Which is why the promise of my life being full of Him is more than I could ever ask for- more than I could ever dream of for my life.
He is all I want.
And at the end of all these journeys, all the mountains, the valleys, the daily choices…
He is there.
Always. And He is all that remains and all that will remain. He is all that matters.
And when He fills my life- every part of my life- I am fully content. I have all that I need.
He is glorious. He is real.
And every moment of my life is saturated with His love. This whole journey, He has been there. Filling my life with His goodness.
In the hardest of moments, when I wanted to quit. When I nearly lost myself. When I felt alone. When no one understood. When I barely understood myself. When I was torn between my flesh and my spirit and I sometimes gave in to the fleeting desires of my flesh because I just wanted comfort…
He was there. Fully.
And He is the only thing I say Yes to now.

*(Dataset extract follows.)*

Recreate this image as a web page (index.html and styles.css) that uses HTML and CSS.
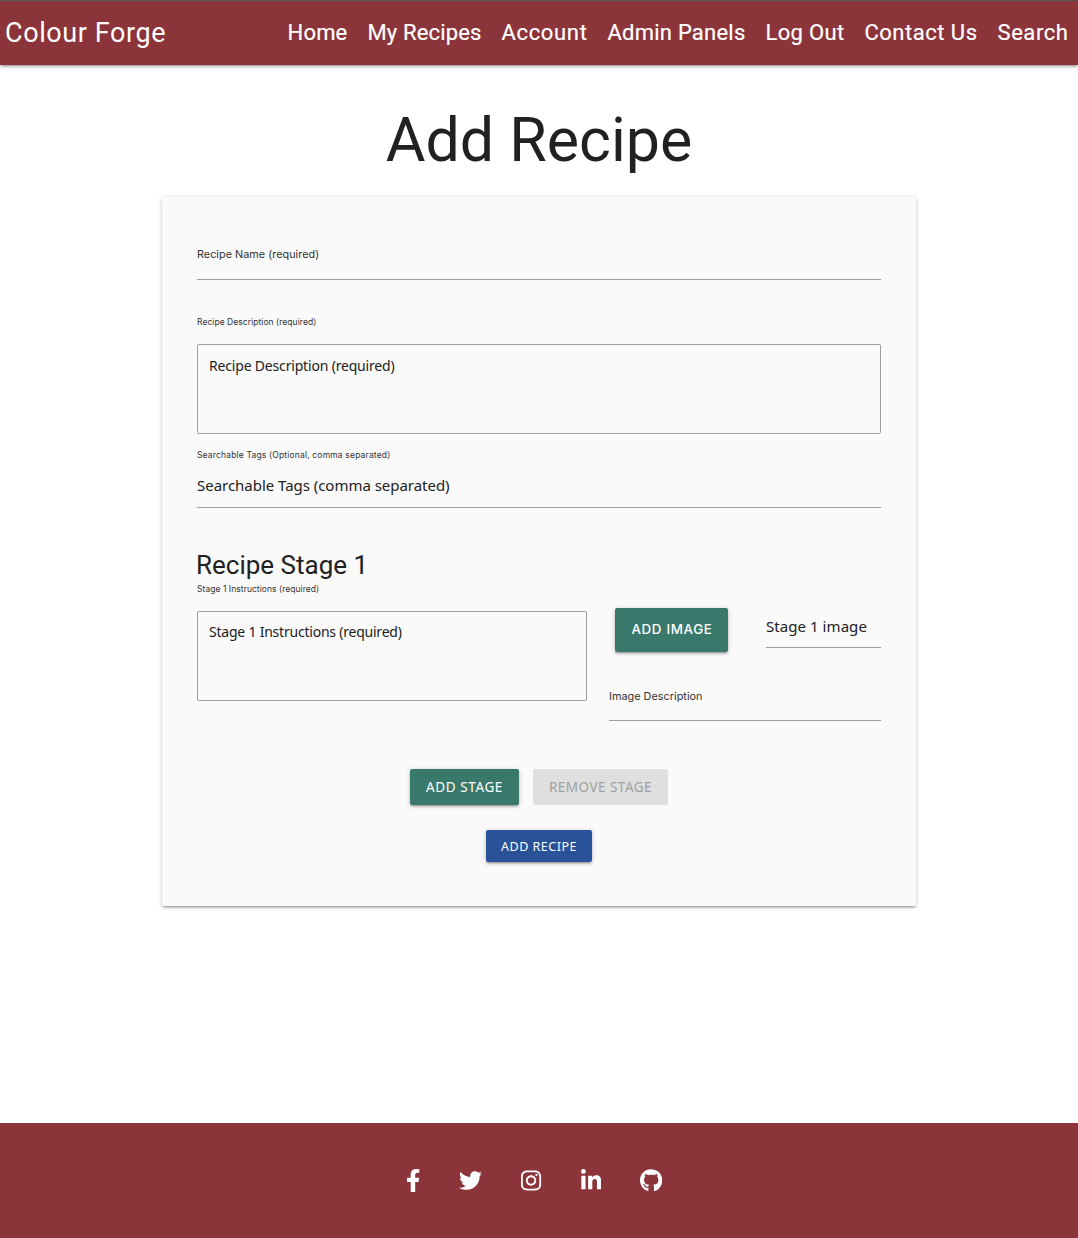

Because He is all that remains.
The approval of man- it will flee faster than the sun sinks beneath the horizon.
The thrill of adventure- it will soon fade when your safety is threatened and your ankles swell on a fifteen hour flight. When you are tired of sweating and cold showers are all you have. When you just want to speak English and understand what others are saying. When at the end of the day, you find that adventure really satisfies nothing inside of you. Adventure for adventure’s sake is meaningless.
You can’t even do it just for other people. They are screwed up and will let you down time and time again, and will make it harder than you ever thought possible to extend grace to over again.
They are HIS people. You can only do it for Him.
He is the one who loves them, and wants them.
He is the one who loves YOU.
He is the one who loves me. Who cares for me when no one else does. Because He wants to. He wants to be that person.
And He will fight to love you in every moment of the journey.
Lord, thank You for the journey.
For the adventure.
Thank You for the wild, for the great, for the fullness of Your presence in every step of the way.